Dopo l’elezione della Miss, si lanciarono in una pattumiera della libertà i simboli dell’oppressione femminile: corpetti, reggiseno, scarpe con i tacchi alti, bigodini, ciglia finte, detersivi e copie di Playboy. Non venne bruciato nulla, perché la polizia negò alle manifestanti il permesso di accendere fuochi, bensì quel giorno nacque la leggenda delle “femministe che bruciano i reggipetto”: archetipo delle eroine dei nostri tempi. La maggior parte delle femministe degli anni 60-70 credeva che i concorsi di bellezza, visti come antiquati, frivoli e insultanti, sarebbero morti presto.
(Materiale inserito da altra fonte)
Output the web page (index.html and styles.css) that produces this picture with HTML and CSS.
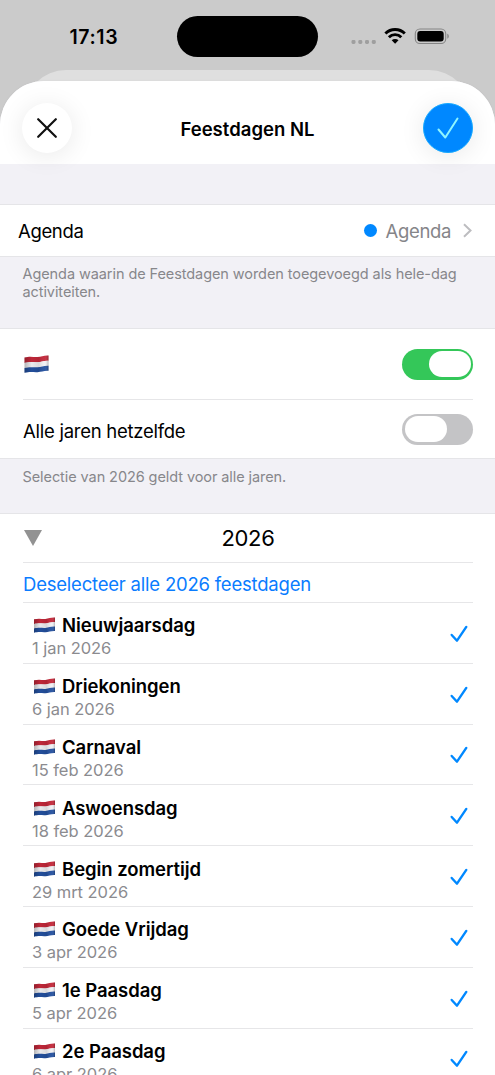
FILE: index.html
```html
<!DOCTYPE html>
<html lang="nl">
<head>
<meta charset="utf-8">
<title>Feestdagen NL</title>
<link rel="stylesheet" href="styles.css">
</head>
<body>
<svg class="defs" width="0" height="0" aria-hidden="true">
  <defs>
    <linearGradient id="shade" x1="0" x2="1" y1="0" y2="0">
      <stop offset="0" stop-color="#000" stop-opacity=".25"/>
      <stop offset=".3" stop-color="#000" stop-opacity=".03"/>
      <stop offset=".6" stop-color="#000" stop-opacity=".1"/>
      <stop offset=".85" stop-color="#fff" stop-opacity=".04"/>
      <stop offset="1" stop-color="#000" stop-opacity=".25"/>
    </linearGradient>
    <symbol id="flag" viewBox="0 0 24 18">
      <path fill="#c4283a" d="M0 2.500C6 1 9 2.300 13 2C17 1.700 19 .3 24 .5V5.800C19 5.500 17 7 13 7.300C9 7.500 6 6.500 0 8z"/>
      <path fill="#f1f1f4" d="M0 7.800C6 6.300 9 7.500 13 7.200C17 6.900 19 5.500 24 5.700V11.200C19 11 17 12.400 13 12.700C9 12.900 6 11.900 0 13.400z"/>
      <path fill="#2451a0" d="M0 12.900C6 11.400 9 12.600 13 12.300C17 12 19 10.600 24 10.800V15.800C19 15.600 17 17 13 17.200C9 17.500 6 16.300 0 17.800z"/>
      <path fill="url(#shade)" d="M0 2.500C6 1 9 2.300 13 2C17 1.700 19 .3 24 .5V15.800C19 15.600 17 17 13 17.200C9 17.500 6 16.300 0 17.800z"/>
    </symbol>
    <symbol id="tick" viewBox="0 0 18 18">
      <path fill="none" stroke="#0088ff" stroke-width="2.400" stroke-linecap="round" stroke-linejoin="round" d="M1.700 10 7 15.700 16.300 1.900"/>
    </symbol>
  </defs>
</svg>
<div class="screen">
  <div class="status">
    <span class="clock">17:13</span>
    <span class="island"></span>
    <span class="indicators">
      <svg width="100" height="20" viewBox="0 0 100 20">
        <g fill="#9f9f9f"><rect x="1.500" y="12" width="4" height="4" rx="1.400"/><rect x="8.300" y="12" width="4" height="4" rx="1.400"/><rect x="15" y="12" width="4" height="4" rx="1.400"/><rect x="21.800" y="12" width="4" height="4" rx="1.400"/></g>
        <g fill="none" stroke="#000" stroke-width="2.900"><path d="M35.400 5.500a13.700 13.700 0 0 1 19.400 0"/><path d="M38.900 9.200a8.800 8.800 0 0 1 12.400 0"/></g>
        <path d="M41.700 12.300a4.900 4.900 0 0 1 6.800 0L45.100 15.700z"/>
        <rect x="65.300" y="1" width="30.400" height="14.500" rx="4.600" fill="none" stroke="#858585" stroke-width="1.100"/>
        <rect x="67.300" y="3" width="26.400" height="10.500" rx="2.900"/>
        <path fill="#858585" d="M97.300 5.800c2 .5 2 4.400 0 4.900z"/>
      </svg>
    </span>
  </div>
  <div class="sheet-back"></div>
  <main class="sheet">
    <header class="navbar">
      <span class="round close"><svg width="20" height="20" viewBox="0 0 20 20"><path stroke="#111" stroke-width="2.200" stroke-linecap="round" d="M1.200 1.200 18.800 18.800M18.800 1.200 1.200 18.800"/></svg></span>
      <h1 class="title">Feestdagen NL</h1>
      <span class="round done"><svg width="22" height="22" viewBox="0 0 22 22"><path fill="none" stroke="#8ff5ff" stroke-width="2" stroke-linecap="round" stroke-linejoin="round" d="M1.500 12.500 8.300 20.500 20.500 1.500"/></svg></span>
    </header>
    <section class="group calendar">
      <span class="label">Agenda</span>
      <span class="value"><i class="dot"></i><span class="label">Agenda</span><svg class="chevron" width="9" height="15" viewBox="0 0 9 15"><path fill="none" stroke="#bdbdc0" stroke-width="2" d="M1 1.300 7.500 7.500 1 13.700"/></svg></span>
    </section>
    <p class="note note-calendar"><span class="note-first">Agenda waarin de Feestdagen worden toegevoegd als hele-dag</span><br>activiteiten.</p>
    <section class="group options">
      <div class="row country"><svg class="flag-big" width="25" height="18"><use href="#flag"/></svg><span class="switch on"></span></div>
      <div class="row same"><span class="label same-label">Alle jaren hetzelfde</span><span class="switch"></span></div>
    </section>
    <p class="note note-years">Selectie van 2026 geldt voor alle jaren.</p>
    <section class="group holidays">
      <div class="row year"><svg class="triangle" width="18" height="16" viewBox="0 0 18 16"><path fill="#929292" d="M0 0h18L9 16z"/></svg><span class="year-number">2026</span></div>
      <div class="row deselect">Deselecteer alle 2026 feestdagen</div>
      <ul class="list">
        <li class="holiday"><div><div class="name"><svg class="flag"><use href="#flag"/></svg><b>Nieuwjaarsdag</b></div><div class="date">1 jan 2026</div></div><svg class="tick"><use href="#tick"/></svg></li>
        <li class="holiday"><div><div class="name"><svg class="flag"><use href="#flag"/></svg><b>Driekoningen</b></div><div class="date">6 jan 2026</div></div><svg class="tick"><use href="#tick"/></svg></li>
        <li class="holiday"><div><div class="name"><svg class="flag"><use href="#flag"/></svg><b>Carnaval</b></div><div class="date">15 feb 2026</div></div><svg class="tick"><use href="#tick"/></svg></li>
        <li class="holiday"><div><div class="name"><svg class="flag"><use href="#flag"/></svg><b>Aswoensdag</b></div><div class="date">18 feb 2026</div></div><svg class="tick"><use href="#tick"/></svg></li>
        <li class="holiday"><div><div class="name"><svg class="flag"><use href="#flag"/></svg><b>Begin zomertijd</b></div><div class="date">29 mrt 2026</div></div><svg class="tick"><use href="#tick"/></svg></li>
        <li class="holiday"><div><div class="name"><svg class="flag"><use href="#flag"/></svg><b>Goede Vrijdag</b></div><div class="date">3 apr 2026</div></div><svg class="tick"><use href="#tick"/></svg></li>
        <li class="holiday"><div><div class="name"><svg class="flag"><use href="#flag"/></svg><b>1e Paasdag</b></div><div class="date">5 apr 2026</div></div><svg class="tick"><use href="#tick"/></svg></li>
        <li class="holiday"><div><div class="name"><svg class="flag"><use href="#flag"/></svg><b>2e Paasdag</b></div><div class="date">6 apr 2026</div></div><svg class="tick"><use href="#tick"/></svg></li>
      </ul>
    </section>
  </main>
</div>
</body>
</html>
```
FILE: styles.css
```css
* { box-sizing: border-box; }
body { margin: 0; font-family: Inter, "Liberation Sans", sans-serif; color: #000; }
.defs { position: absolute; }
.screen { width: 495px; height: 1075px; overflow: hidden; background: #cbcbcb; display: flex; flex-direction: column; }
.status { height: 70px; flex: none; display: grid; grid-template-columns: 177px 141px 1fr; align-items: start; }
.clock { padding: 25px 0 0 69.500px; font-size: 19.500px; line-height: 24px; font-weight: 600; letter-spacing: .6px; }
.island { margin-top: 16px; height: 41px; border-radius: 21px; background: #000; }
.indicators { padding: 28px 0 0 32px; line-height: 0; }
.sheet-back { height: 50px; flex: none; margin: 0 24px -39px; border-radius: 42px 42px 0 0; background: #dfdfdf; }
.sheet { flex: 1; min-height: 0; overflow: hidden; margin: 0; border-radius: 44px 44px 0 0; background: #f2f1f6; box-shadow: 0 0 3px rgba(0,0,0,.04); }
.navbar { height: 83px; padding: 11px 22px 0; display: flex; justify-content: space-between; align-items: center; background: #fff; }
.round { width: 50px; height: 50px; border-radius: 50%; display: flex; align-items: center; justify-content: center; background: #fff; box-shadow: 0 3px 26px rgba(0,0,0,.09); }
.done { background: #0088ff; border: 1px solid #16a9ff; }
.title { margin: 0; padding-top: 2px; font-size: 18.500px; line-height: 24px; font-weight: 600; letter-spacing: .03px; }
.group { background: #fff; border-top: 1px solid #e5e5e8; border-bottom: 1px solid #e5e5e8; }
.calendar { margin-top: 40px; height: 53px; padding: 0 23px 0 18px; display: flex; align-items: center; justify-content: space-between; }
.label { padding-top: 1px; font-size: 18.500px; line-height: 24px; }
.calendar .label { letter-spacing: -.35px; }
.value { display: flex; align-items: center; color: #858589; }
.dot { width: 13px; height: 13px; margin-right: 9px; border-radius: 50%; background: #0088ff; }
.chevron { margin-left: 12px; }
.note { margin: 0; padding: 8px 20px 0 22.500px; font-size: 14.500px; line-height: 18px; letter-spacing: -.08px; color: #87878b; }
.note-first { white-space: nowrap; }
.note-calendar { height: 71px; }
.note-years { height: 53.500px; padding-top: 9px; }
.row { margin: 0 22px 0 23px; display: flex; align-items: center; justify-content: space-between; }
.country { height: 71px; border-bottom: 1px solid #e6e6e8; }
.flag-big { margin: 0 0 0 1px; }
.same { height: 58px; }
.same .label { padding-top: 3px; letter-spacing: -.26px; }
.switch { width: 71px; height: 31px; padding: 2.500px; border-radius: 16px; background: #c4c4c6; display: flex; }
.switch::before { content: ""; width: 42px; border-radius: 14px; background: #fff; }
.switch.on { background: #34c759; justify-content: flex-end; }
.year { height: 49px; border-bottom: 1px solid #e6e6e8; display: grid; grid-template-columns: 18px 1fr 18px; }
.triangle { margin-left: 1px; }
.year-number { text-align: center; font-size: 22px; line-height: 28px; letter-spacing: -.3px; }
.deselect { height: 40.500px; padding-top: 3px; border-bottom: 1px solid #e6e6e8; color: #0a7cff; font-size: 18.500px; letter-spacing: -.21px; }
.list { margin: 0; padding: 0; list-style: none; }
.holiday { height: 60.800px; margin: 0 22px 0 23px; padding: 2px 5px 0 9px; border-bottom: 1px solid #e6e6e8; display: flex; align-items: center; justify-content: space-between; }
.name { padding-top: 6px; display: flex; align-items: center; font-size: 18.500px; line-height: 23px; }
.name b { font-weight: 600; letter-spacing: -.06px; }
.flag { width: 21px; height: 16px; margin: -1px 7px 0 2px; }
.date { font-size: 16.500px; line-height: 22px; letter-spacing: -.05px; color: #8b8b8f; }
.tick { width: 18px; height: 18px; }
```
Di certo l’immagine della donna-bambina seminuda, sempre sorridente e con la testa vuota che passeggia e va su e giù davanti alla giuria, sarebbe scomparsa davanti a quella della donna ambiziosa, aggressiva, professionalmente articolata e ricoprente i ruoli di avvocato, medico, politico. Con sorpresa però i concorsi di bellezza si moltiplicarono. Il fatto incontestabile è che a milioni di persone, ricche o povere, piacque vedere una sfilata di bellezza. Sia per gli uomini sia per le donne, i concorsi di bellezza furono piacere puro: una festa pagana per gli occhi. L’attacco delle femministe alla bellezza si fece più duro negli anni 80. Riviste di moda come Vogue furono limitate, in quanto cospirazione per schiacciare l’autostima delle donne.
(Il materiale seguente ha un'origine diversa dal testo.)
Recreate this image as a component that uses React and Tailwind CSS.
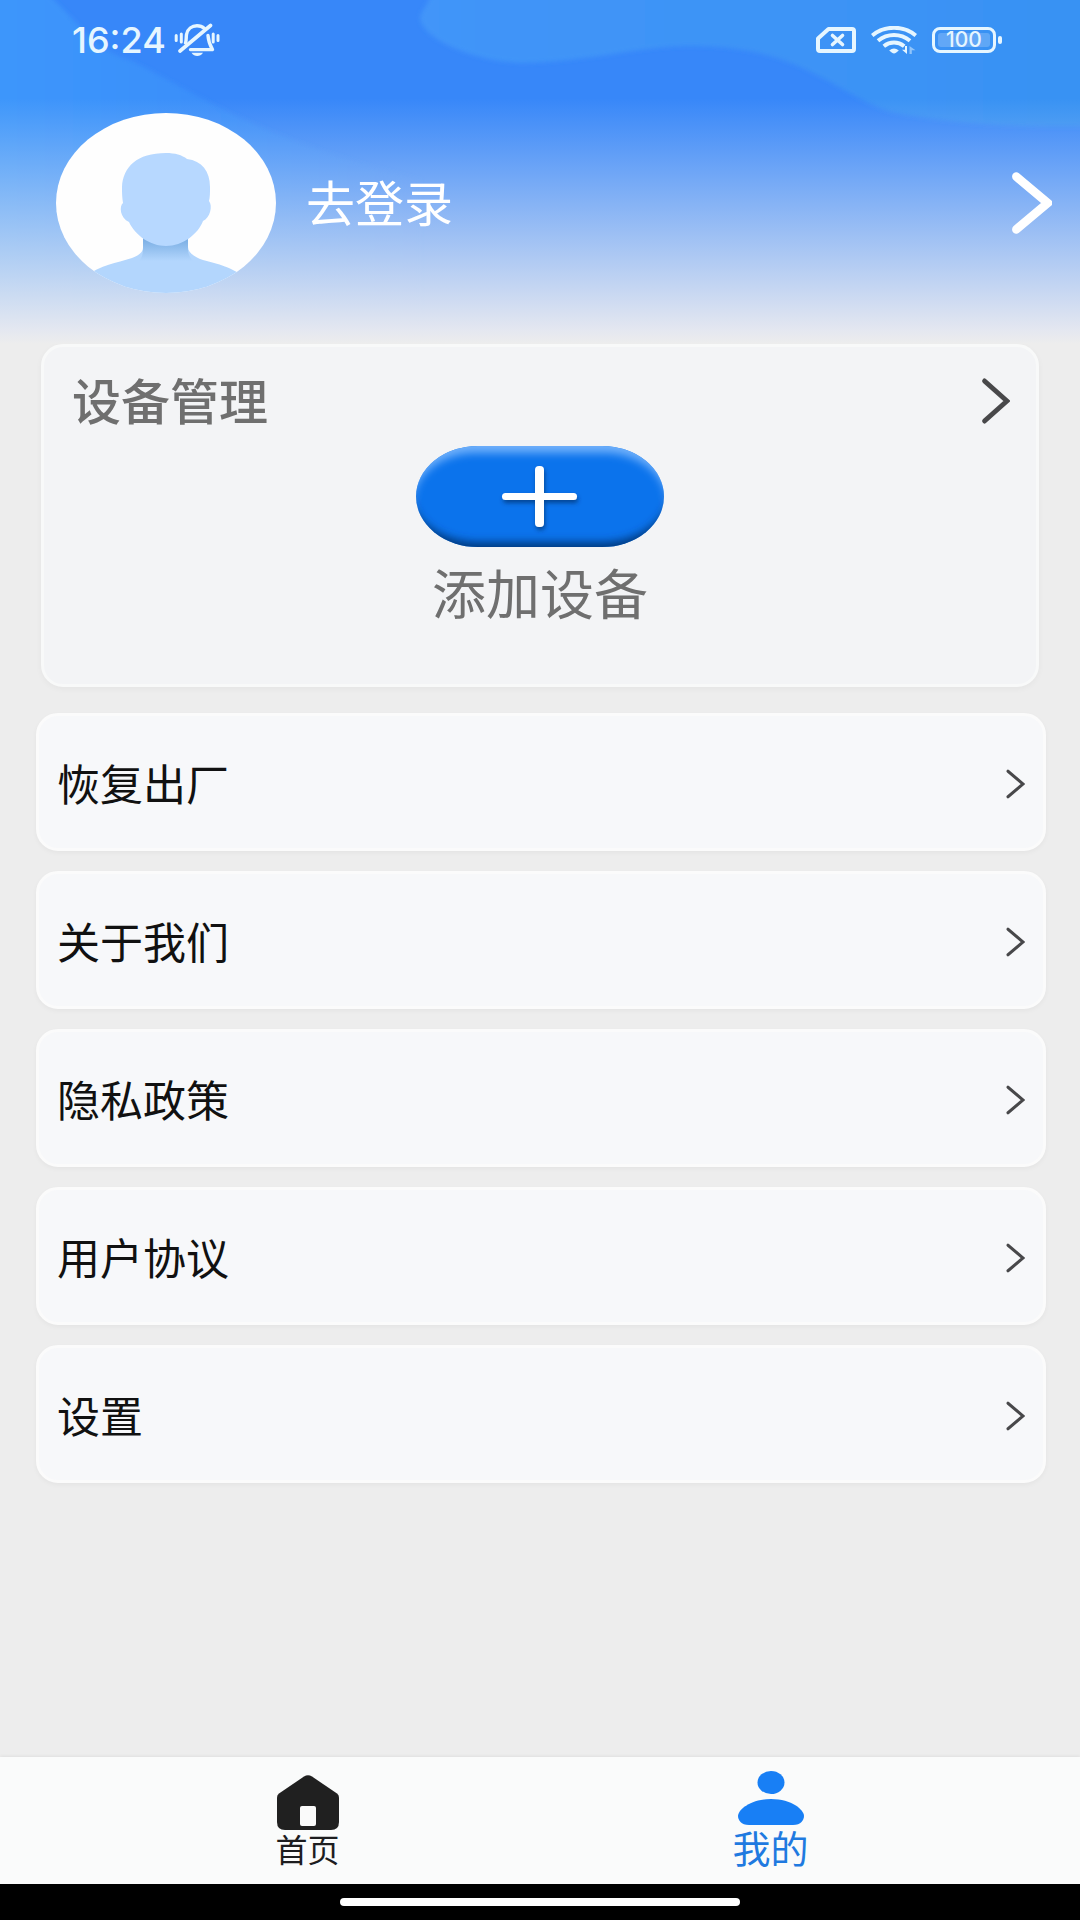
const menuItems = ['恢复出厂', '关于我们', '隐私政策', '用户协议', '设置'];

function Chevron({ className, strokeWidth = 3 }) {
  return (
    <svg className={className} viewBox="0 0 20 30" preserveAspectRatio="none" fill="none" aria-hidden="true">
      <path d="M3 3 L18 15 L3 27" stroke="currentColor" strokeWidth={strokeWidth} strokeLinecap="round" />
    </svg>
  );
}

function SilentIcon() {
  return (
    <svg className="w-[46px] h-[34px]" viewBox="0 0 46 34" fill="none" stroke="#e6f6ff" strokeLinecap="round" aria-hidden="true">
      <path d="M11.5 20 C12.5 17 12 15 12.5 11.5 C13.5 6 18 2.8 23 2.8 C26 2.8 28.5 3.8 30.5 5.5" strokeWidth="3.4" />
      <path d="M34 12.5 C34.3 17 34.5 20 38.5 26.6 H16.5" strokeWidth="3.4" strokeLinejoin="round" />
      <path d="M36.5 2.5 L6 28" strokeWidth="3.6" />
      <path d="M17.5 29.8 H29 C27.5 32.4 25.5 33 23.2 33 C21 33 19 32.4 17.5 29.8Z" fill="#e6f6ff" stroke="none" />
      <path d="M2.2 12.5 V17.5 M7.3 11 V19 M39.2 11 V19 M44 12.5 V17.5" strokeWidth="3" />
    </svg>
  );
}

function SimIcon() {
  return (
    <svg className="w-10 h-[26px]" viewBox="0 0 40 26" fill="none" stroke="#e6f6ff" aria-hidden="true">
      <path d="M12.5 2 H36 Q38 2 38 4 V22 Q38 24 36 24 H4 Q2 24 2 22 V11.5 Z" strokeWidth="4" strokeLinejoin="round" />
      <path d="M16.5 8.5 L26.5 17.5 M26.5 8.5 L16.5 17.5" strokeWidth="3.6" strokeLinecap="round" />
    </svg>
  );
}

function WifiIcon() {
  return (
    <svg className="w-[46px] h-[29px]" viewBox="0 0 46 29" fill="none" stroke="#e6f6ff" aria-hidden="true">
      <path d="M1.2 9.5 C13.5 -0.8 32.5 -0.8 44.8 9.5" strokeWidth="4" />
      <path d="M7 14.8 C16.5 7 29.5 7 39 14.8" strokeWidth="4" />
      <path d="M12.8 20.2 C19 15.2 27 15.2 33.2 20.2" strokeWidth="4" />
      <path d="M18.2 24.5 Q23 20.6 27.8 24.5 L25 26.8 Q23 28.2 21 26.8Z" fill="#e6f6ff" stroke="none" />
      <path d="M36 20 V28 L31 23.8 H34 V20Z" fill="#e6f6ff" stroke="none" />
      <path d="M38.5 28 V20 L44.5 24.2 H40.8 V28Z" fill="#e6f6ff" fillOpacity="0.5" stroke="none" />
    </svg>
  );
}

function StatusBar() {
  return (
    <div className="flex h-20 items-center justify-between pl-[72px] pr-[78px] text-[#e6f6ff]">
      <div className="flex items-center gap-2">
        <span className="font-['Inter',sans-serif] text-[36px] leading-10 font-medium">16:24</span>
        <SilentIcon />
      </div>
      <div className="flex items-center">
        <SimIcon />
        <span className="ml-[15px]"><WifiIcon /></span>
        <div className="ml-[15px] flex h-[26px] w-16 items-center rounded-[8px] border-3 border-[#e6f6ff] p-[3px]">
          <span className="flex h-full w-full items-center justify-center rounded-[3px] bg-white/20 font-['Inter',sans-serif] text-[21px] leading-5 font-medium">
            100
          </span>
        </div>
        <span className="ml-[2px] h-2 w-1 rounded-[2px] bg-[#e6f6ff]" />
      </div>
    </div>
  );
}

function Avatar() {
  return (
    <svg className="h-[180px] w-[220px] shrink-0" viewBox="0 0 220 180" aria-hidden="true">
      <defs>
        <clipPath id="avatarClip">
          <ellipse cx="110" cy="90" rx="110" ry="90" />
        </clipPath>
        <linearGradient id="neck" x1="0" y1="0" x2="0" y2="1">
          <stop offset="0" stopColor="#74a8dd" />
          <stop offset="0.3" stopColor="#84b5e8" />
          <stop offset="1" stopColor="#b3d6fd" />
        </linearGradient>
      </defs>
      <g clipPath="url(#avatarClip)">
        <rect width="220" height="180" fill="#fefefe" />
        <path d="M30 163 C45 152 60 150 76 145 C84 142 87 139 87 134 V120 H132 V134 C132 139 136 142 144 146 C160 151 172 152 190 165 V180 H30Z" fill="#b3d6fd" />
        <path d="M87 122 H132 V136 C132 141 134 145 137 148 H83 C86 145 87 141 87 136Z" fill="url(#neck)" />
        <path d="M110 40 C119 40 126 42 131 46 C146 48 154 58 154 74 C154 80 154 84 153 88 C157 93 154 105 147 108 C142 121 127 133 110 133 C94 133 79 122 73 109 C64 105 63 93 67 90 C66 84 66 80 66 74 C67 54 81 40 110 40Z" fill="#b7d8ff" />
      </g>
    </svg>
  );
}

function Header() {
  return (
    <header className="relative h-[344px] bg-[#3787f9]">
      <svg className="absolute inset-0 h-full w-full" viewBox="0 0 1080 344" preserveAspectRatio="none" aria-hidden="true">
        <defs>
          <linearGradient id="waveRight" x1="0" y1="0" x2="1" y2="0">
            <stop offset="0" stopColor="#4295f9" />
            <stop offset="1" stopColor="#3892f3" />
          </linearGradient>
          <linearGradient id="waveLeft" x1="0" y1="0" x2="1" y2="0">
            <stop offset="0" stopColor="#3d97fb" />
            <stop offset="1" stopColor="#3787f9" />
          </linearGradient>
          <filter id="waveBlur">
            <feGaussianBlur stdDeviation="2" />
          </filter>
        </defs>
        <g filter="url(#waveBlur)">
          <path d="M440 -20 H1100 V126 C1020 128 950 124 890 112 C830 90 800 46 690 46 C640 46 590 62 520 63 C460 60 410 30 422 12 Q428 2 440 -20Z" fill="url(#waveRight)" />
          <path d="M-20 -20 H30 C80 18 90 50 130 60 C190 90 260 140 420 180 V370 H-20Z" fill="url(#waveLeft)" />
        </g>
      </svg>
      <div className="relative h-full bg-[linear-gradient(to_bottom,rgba(237,237,237,0)_98px,rgba(235,235,240,0.96)_330px,#ededed_344px)]">
        <StatusBar />
        <a href="#login" className="mt-[33px] flex items-center pr-[28px] pl-14 text-white">
          <Avatar />
          <span className="ml-[30px] flex-1 pb-1 text-[49px] leading-[60px]">去登录</span>
          <Chevron className="h-[66px] w-[42px]" strokeWidth={4} />
        </a>
      </div>
    </header>
  );
}

function DeviceCard() {
  return (
    <section className="mx-[41px] flex h-[343px] flex-col rounded-[22px] border-3 border-[#f8f9f9] bg-[#f3f4f6] shadow-[0_2px_6px_rgba(0,0,0,0.04)]">
      <a href="#devices" className="flex items-center justify-between pt-6 pr-[26px] pl-[28px] text-[#6f6f6f]">
        <h2 className="pb-1 text-[49px] leading-[56px] font-medium">设备管理</h2>
        <Chevron className="h-[50px] w-[30px] text-[#48484a]" strokeWidth={3} />
      </a>
      <button type="button" className="mx-auto mt-[15px] flex flex-col items-center text-[#6f6f6f]">
        <svg className="h-[101px] w-[248px]" viewBox="0 0 248 101" aria-hidden="true">
          <defs>
            <clipPath id="pill">
              <rect width="248" height="101" rx="62" ry="50.5" />
            </clipPath>
            <filter id="soft" x="-20%" y="-20%" width="140%" height="140%">
              <feGaussianBlur stdDeviation="4" />
            </filter>
            <filter id="plusShadow" x="-20%" y="-20%" width="150%" height="150%">
              <feDropShadow dx="1" dy="3" stdDeviation="2" floodColor="#05356f" floodOpacity="0.7" />
            </filter>
          </defs>
          <g clipPath="url(#pill)">
            <rect width="248" height="101" fill="#0b73ec" />
            <path d="M-20 -20 H268 V121 H-20Z M-3 58 A62 50 0 0 0 59 110 H189 A62 50 0 0 0 251 58 A62 50 0 0 0 189 7 H59 A62 50 0 0 0 -3 58Z" fill="#6fb0fb" fillRule="evenodd" filter="url(#soft)" />
            <path d="M-20 -20 H268 V121 H-20Z M-6 44 A68 52 0 0 0 62 96 H186 A68 52 0 0 0 254 44 A68 52 0 0 0 186 -15 H62 A68 52 0 0 0 -6 44Z" fill="#033a80" fillRule="evenodd" filter="url(#soft)" />
          </g>
          <g fill="#fff" filter="url(#plusShadow)">
            <rect x="86" y="47" width="75" height="7" rx="3.500" />
            <rect x="119" y="20" width="9" height="61" rx="4" />
          </g>
        </svg>
        <span className="mt-2 text-[54px] leading-[74px]">添加设备</span>
      </button>
    </section>
  );
}

function MenuList() {
  return (
    <nav className="mr-[34px] ml-9 mt-[26px] flex flex-col gap-5">
      {menuItems.map((label) => (
        <a
          key={label}
          href="#menu"
          className="flex h-[138px] items-center justify-between rounded-[22px] border-3 border-[#fbfbfb] bg-[#f7f8fa] pt-1 pr-[18px] pl-[18px] text-[#111] shadow-[0_2px_5px_rgba(0,0,0,0.04)]"
        >
          <span className="pb-1 text-[43px] leading-[60px]">{label}</span>
          <Chevron className="h-8 w-5 text-[#48484a]" strokeWidth={3} />
        </a>
      ))}
    </nav>
  );
}

function TabBar() {
  return (
    <nav className="mt-auto grid h-[127px] grid-cols-2 bg-[#fafbfb] pr-[78px] pl-[76px] shadow-[0_-1px_3px_rgba(0,0,0,0.06)]">
      <a href="#home" className="flex flex-col items-center pt-[18px] text-[#1d1d1f]">
        <svg className="h-[55px] w-[62px]" viewBox="0 0 62 55" aria-hidden="true">
          <path d="M27 1.500 Q31 -0.800 35 1.500 L60 18.500 Q62 20 62 22.500 V47 Q62 55 54 55 H8 Q0 55 0 47 V22.500 Q0 20 2 18.500Z" fill="#202020" />
          <rect x="23" y="31" width="16" height="20" rx="2" fill="#fafafa" />
        </svg>
        <span className="text-[32px] leading-9">首页</span>
      </a>
      <a href="#mine" className="flex flex-col items-center pt-[14px] text-[#1f7ae0]" aria-current="page">
        <svg className="h-[54px] w-[66px]" viewBox="0 0 66 54" fill="#187ff5" aria-hidden="true">
          <ellipse cx="33" cy="11.500" rx="13.500" ry="11.500" />
          <path d="M11 54 C3 54 0 49 0 45 C0 39 12 28 33 28 C54 28 66 39 66 45 C66 49 63 54 55 54Z" />
        </svg>
        <span className="text-[38px] leading-[44px]">我的</span>
      </a>
    </nav>
  );
}

export default function App() {
  return (
    <div className="flex min-h-screen flex-col bg-[#ededed] font-['Noto_Sans_CJK_SC',sans-serif]">
      <Header />
      <DeviceCard />
      <MenuList />
      <TabBar />
      <div className="flex h-9 items-center justify-center bg-black">
        <span className="h-2 w-[37%] rounded-full bg-white" />
      </div>
    </div>
  );
}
Pur ricevendo qualche critica di tanto in tanto, da queste aspre lotte ne uscì sempre indenne il Concorso nazional popolare di Miss-Italia. Nato nel 1939 con il nome di “5000 lire per un sorriso”, fu sospeso durante gli anni della II guerra mondiale e riprese subito dopo con l’attuale nome. Miss Italia con il trascorrere degli anni si aprì alle mamme, alle donne sposate, alle ragazze di colore cittadine italiane e vietò la partecipazione delle minorenni. Oggi, partecipare a un concorso di bellezza è diventato una prassi tra le più giovani: ragazze che si accalcano ai provini per cercare di sfondare nel mondo dello spettacolo attraverso il loro corpo.

La velina (oramai sostituita addirittura dal velino) è il modello di ragazza della porta accanto preferita da tutte le adolescenti che aspirano, un giorno, a esibire il proprio corpo. A volte gli stereotipi di donne proposte dai giornali e dalla televisione, inducono folle di giovanissime a credere che non si sia adatti alla società in cui si vive. E pensare che una volta le donne più belle erano quelle “più in carne”: come diremo oggi! Sembrerà retorico, ma ancora adesso, nell’epoca di Photoshop e delle foto “modello Facebook”,ossia bocca protesa in avanti e labbra chiuse nell’intento di simulare un bacio e gamba alzata all’indietro quasi a voler sembrare una pin-up, l’unica cosa importante è credere di essere belle dentro, prima che fuori.

Solo così arriverà all’esterno, anche un’immagine positiva del nostro corpo. Detto questo, allora, un concorso di bellezza, cercando di misurare la grazia, l’eleganza, il fascino, (è indubbio che anche attraverso altre prove si debbano misurare questi attributi), non degrada la donna; anzi, ne celebra il suo potere sessuale, ne esalta il mistero, mediante la valorizzazione di determinate caratteristiche estetiche, perché anche la bellezza si voglia o no è elemento legato alla nostra società, pur cercando sempre di evitare eventuali discriminazioni. Concludo dicendo, che Helene Rubistein affermò: “Non ci sono donne brutte, ma solo donne pigre.”